Description of the task
Search the records that follow and extract every line containing the string "this".

Input rows
—————
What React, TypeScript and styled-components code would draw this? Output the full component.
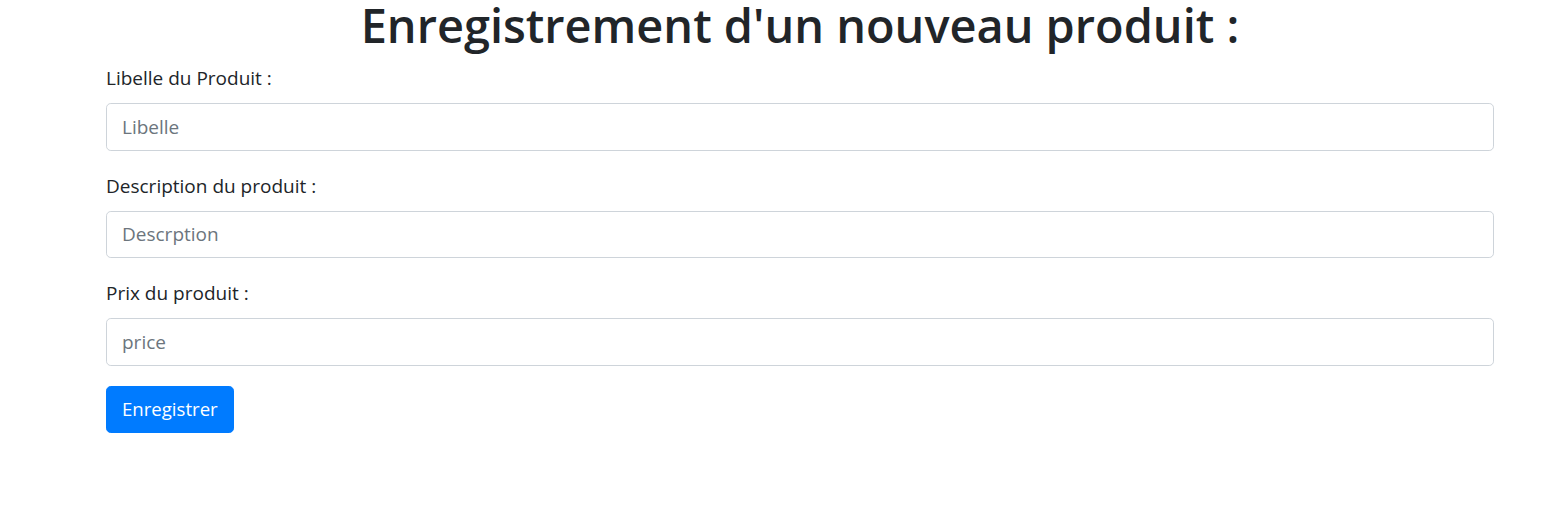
import React from "react";
import styled, { createGlobalStyle } from "styled-components";

const Global = createGlobalStyle`
  * { box-sizing: border-box; }
  body {
    margin: 0;
    background: #fff;
    font-family: "Open Sans", "Noto Sans", sans-serif;
    color: #212529;
  }
`;

const Page = styled.div`
  width: 1388px;
  margin-left: 106px;
`;

const Title = styled.h1`
  margin: 0 0 13px 0;
  font-size: 46.9px;
  font-weight: 600;
  line-height: 50px;
  text-align: center;
  color: #212529;
`;

const Form = styled.form`
  display: flex;
  flex-direction: column;
`;

const Group = styled.div`
  display: flex;
  flex-direction: column;
  margin-bottom: 20px;
`;

const Label = styled.label`
  font-size: 19px;
  line-height: 30px;
  margin-bottom: 10px;
  color: #212529;
`;

const Input = styled.input`
  display: block;
  width: 100%;
  height: 47.5px;
  padding: 7px 15px;
  font-family: inherit;
  font-size: 19px;
  line-height: 1.5;
  color: #495057;
  background: #fff;
  border: 1px solid #ced4da;
  border-radius: 4.8px;
  outline: none;
  &::placeholder {
    color: #6c757d;
    opacity: 1;
  }
`;

const Button = styled.button`
  align-self: flex-start;
  height: 47.5px;
  padding: 0 15px;
  font-family: inherit;
  font-size: 18.6px;
  line-height: 1.5;
  color: #fff;
  background: #007bff;
  border: 1px solid #007bff;
  border-radius: 4.8px;
  cursor: pointer;
`;

const fields = [
  { label: "Libelle du Produit :", placeholder: "Libelle" },
  { label: "Description du produit :", placeholder: "Descrption" },
  { label: "Prix du produit :", placeholder: "price" },
];

export default function App() {
  return (
    <>
      <Global />
      <Page>
        <Title>Enregistrement d'un nouveau produit :</Title>
        <Form onSubmit={(e) => e.preventDefault()}>
          {fields.map((f) => (
            <Group key={f.placeholder}>
              <Label>{f.label}</Label>
              <Input placeholder={f.placeholder} />
            </Group>
          ))}
          <Button type="submit">Enregistrer</Button>
        </Form>
      </Page>
    </>
  );
}
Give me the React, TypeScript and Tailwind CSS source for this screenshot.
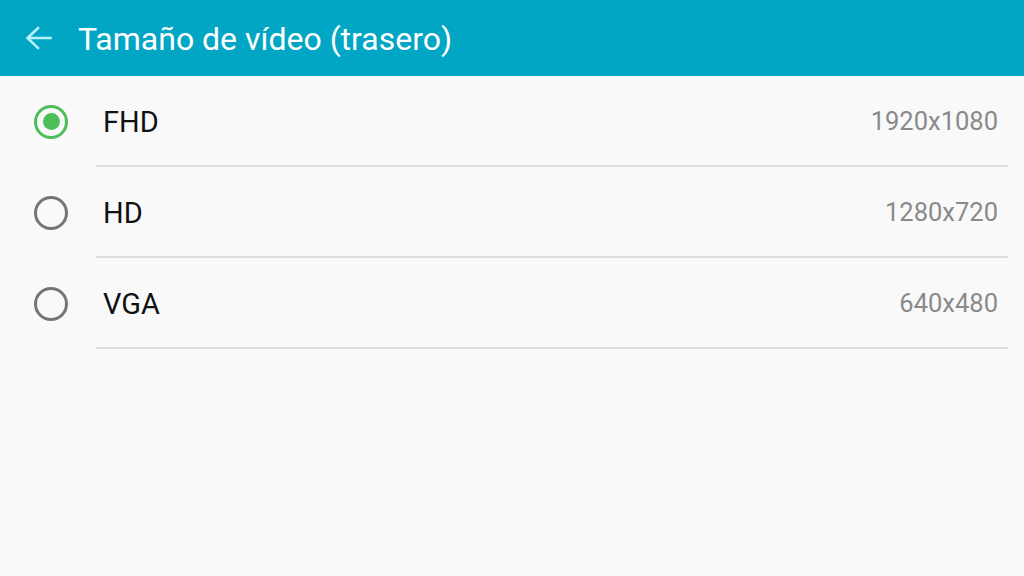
const options = [
  { label: "FHD", size: "1920x1080", selected: true },
  { label: "HD", size: "1280x720", selected: false },
  { label: "VGA", size: "640x480", selected: false },
];

function Radio({ checked }: { checked: boolean }) {
  return (
    <div
      className={`w-[34px] h-[34px] rounded-full border-[3px] flex items-center justify-center ${
        checked ? "border-[#4cbf5b]" : "border-[#757575]"
      }`}
    >
      {checked && <div className="w-[17px] h-[17px] rounded-full bg-[#4cbf5b]" />}
    </div>
  );
}

export default function App() {
  return (
    <div className="w-[1024px] h-[576px] bg-[#f9f9f9] font-['Roboto',_sans-serif] overflow-hidden">
      <header className="h-[76px] bg-[#00a6c4] flex items-center pl-[25px] pt-[2px]">
        <svg width="27" height="24" viewBox="0 0 27 24" fill="none" className="mr-[26px] -mt-[2px]">
          <path
            d="M25.5 12H3M13 2L2.5 12L13 22"
            stroke="#b5f2fc"
            strokeWidth="2.6"
            strokeLinecap="square"
          />
        </svg>
        <h1 className="text-white text-[32px] leading-none">Tamaño de vídeo (trasero)</h1>
      </header>

      <ul>
        {options.map((opt) => (
          <li key={opt.label} className="flex h-[91px]">
            <div className="w-[96px] flex items-center pl-[34px]">
              <Radio checked={opt.selected} />
            </div>
            <div className="flex-1 mr-[16px] flex items-center justify-between border-b-2 border-[#dddddd] pl-[7px] pr-[10px] pt-[3px]">
              <span className="text-[29px] leading-none text-[#111111]">{opt.label}</span>
              <span className="text-[25.5px] leading-none text-[#8a8a8a]">{opt.size}</span>
            </div>
          </li>
        ))}
      </ul>
    </div>
  );
}
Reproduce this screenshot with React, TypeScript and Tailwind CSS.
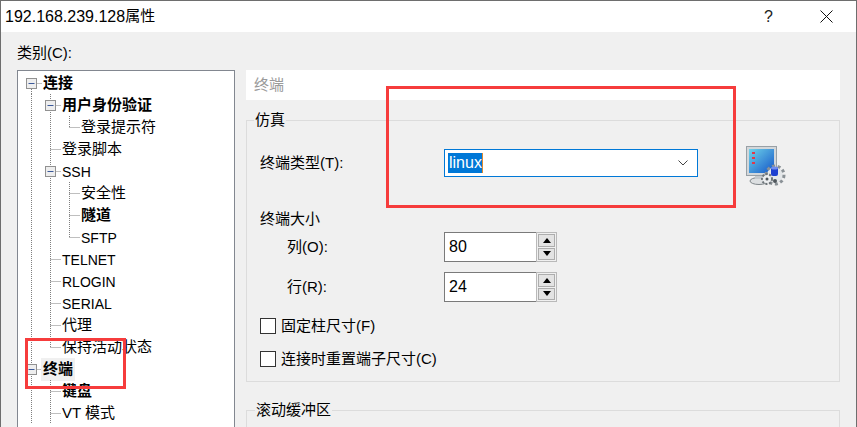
—————
Exercise answer
What React, TypeScript and styled-components code would draw this? Output the full component.
Give me the React, TypeScript and Tailwind CSS source for this screenshot.
Reproduce this screenshot with React, TypeScript and Tailwind CSS.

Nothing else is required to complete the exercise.